# Use points now or use them after January?



## BALtoNYPtraveler (Oct 13, 2015)

I looked over the new program specifications, and also used the point earning and point redeeming estimator. It looks like the new system will benefit some (maybe not all.) I think it makes more sense than zone restrictions.

Anyway, an example is that a one-way ticket from BAL to NYP or vice versa is about $52 at the cheapest, generally, and would cost 4,000 points now as I understand it. But the estimator said it would be 1,794 points under the new system. So it appears that I'll get more rides for my points after January. Let me know if I am misunderstanding something.

The estimator also said that I would earn about 260 points for buying that theoretical $52 ticket. You can play with the estimator and put any ticket price you want in there, like $100 or any amount. For the $52, it's showing 104 points earned (2 points per dollar) plus 156 points earned for using the world card (that's 3 points per every dollar of Amtrak purchases, so that's $52 times 3 to equal 156.) Add it all together and it's 260 total.

Of course, they didn't even factor in double points which are in effect some of the time but not all of the time. Anyone else having fun with the points estimator? Do I understand it correctly - that for some of us, benefits will increase after January since we won't have to use a "one ticket value fits all" model to get a free ticket within our zone? 1,794 points sounds better than 4,000 points to me.
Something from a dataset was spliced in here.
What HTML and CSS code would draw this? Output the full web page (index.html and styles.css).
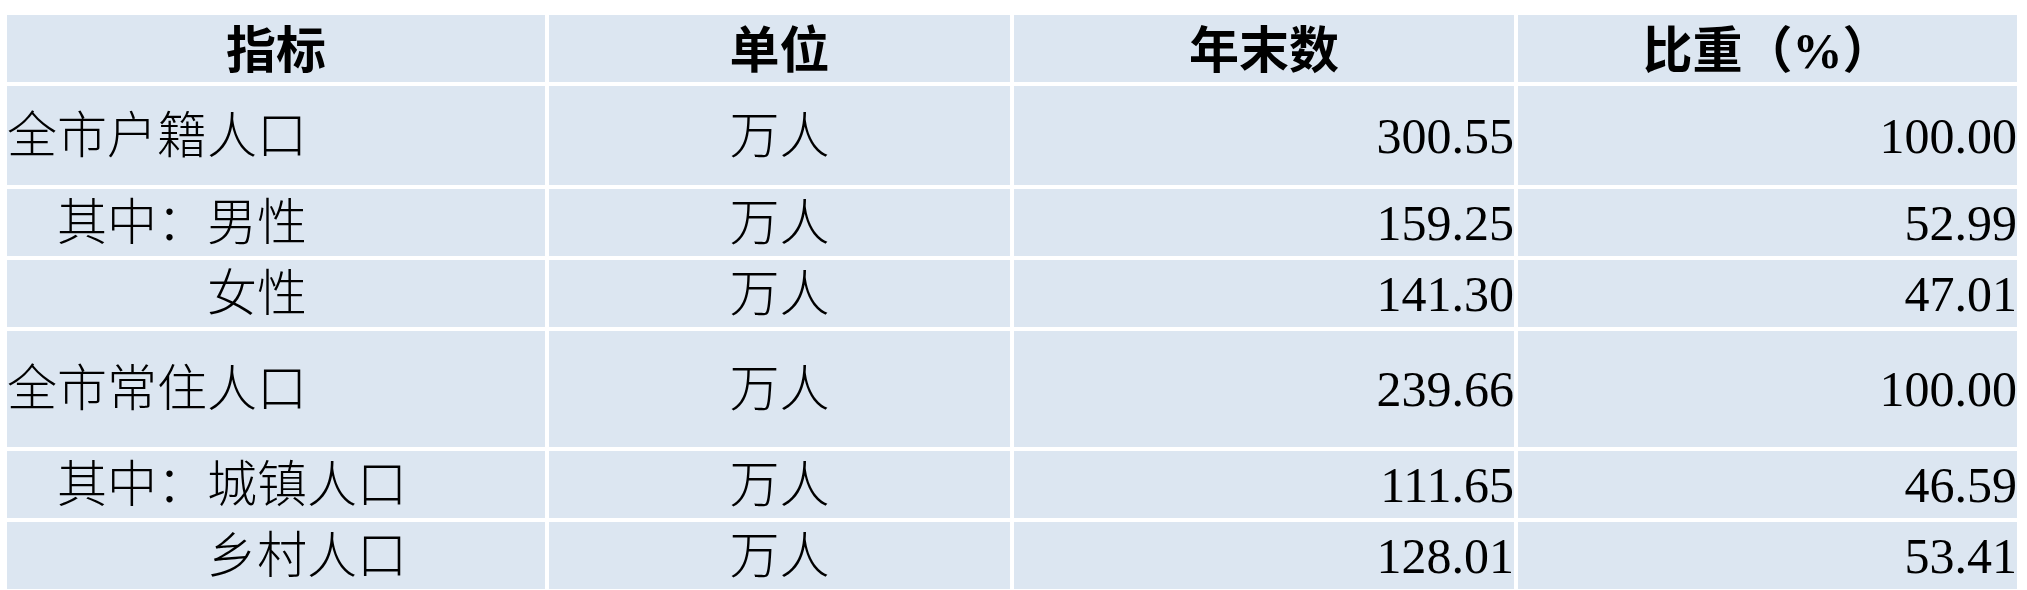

No one addressed one of my previous questions, though. In the current system, can the points be used to book a trip anytime, or must they be booked well in advance? For example, a trip two months from now would most likely cost less than one for tomorrow. Can 4,000 points be used to book a one-way in my zone for either scenario?


----------



## jebr (Oct 13, 2015)

Tickets can be booked up until the time of departure for an AGR award, so long as the train is not sold out.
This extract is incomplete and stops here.